Quote from: IndigoPrime on 16 December, 2015, 09:00:29 PM
I never quit reading 2000 AD, but there was a long period where I didn't care. It was more like a habit. The problem, as I saw it then, is the comic simply stopped being dependable. Prior to about Prog 700, there were pretty much always two or three quality strips running, and Dredd was almost always a hit. By the time you hit 2000 AD's nadir, you have a bunch of creators who are either too young to fully appreciate what they're doing or so arrogant that they not only want to jettison 2000 AD's history, but consider everything that came before a waste of time and space.

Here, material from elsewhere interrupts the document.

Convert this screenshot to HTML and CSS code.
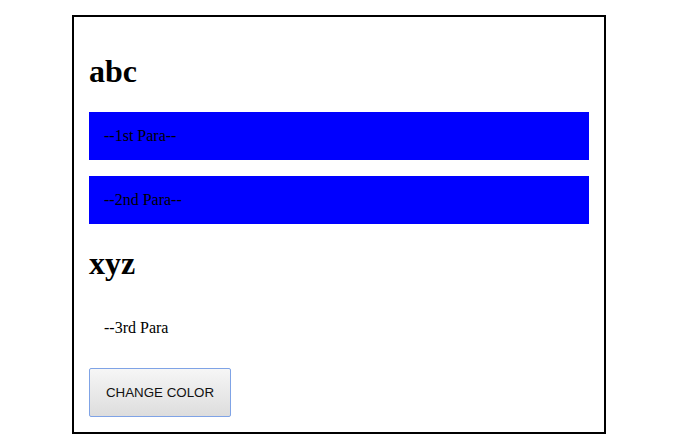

That's pretty much my take on it - thanks for putting it into words!  I kept up with 2000AD and JDM, possibly have a few stories I've still not yet read from the 1990s.  It was so much of a habit I didn't really notice when it started getting good again, it just crept up!  Though a number of home moves meant that my progs were either a hundred miles away or packed in boxes I couldn't get to, so the re-reading of stories I'd have done in my early Squaxx years was impossible.

BPP

My own personal thesis is that 2000ad's readership tanked when its main characters archetype changed. In the golden era it was a comic of adult characters read by kids who identified with them as heroes. Dark twisted anti-heroes but still adult hero types. By the 700s the readership had aged to university age but the stories were increasingly purile and featuring younger characters they were meant to identify with or incorporate 'diversity' (Bradley, Luke Kirby, Jonni Kiss, Finn, Zippy Couriers) and nobody really had any affinity for them. The impact of Deadline and a wish to move from white/blue/male central lead. I know plenty of people like Luke Kirby but for me it was 'I'm not interested in a kid'. Every 20-something character was likewise uninteresting as they too often were obvious ciphers for the writers view of his own coolness, which never was cool. Deadline could do it as it was more individualistic and less action orientated, 2000ad couldn't. Sin Dex could be great (the Simon Davis epics are terribly underrated) but it could also be complete purile tosh if the artists approach was a certain way (something that still affects it although it has been in good hands of late). In effect between writers, unpolished artists and the pursuit of deadline hipness it became juvenile when it's audience was growing up. There was little affinity between audience and characters.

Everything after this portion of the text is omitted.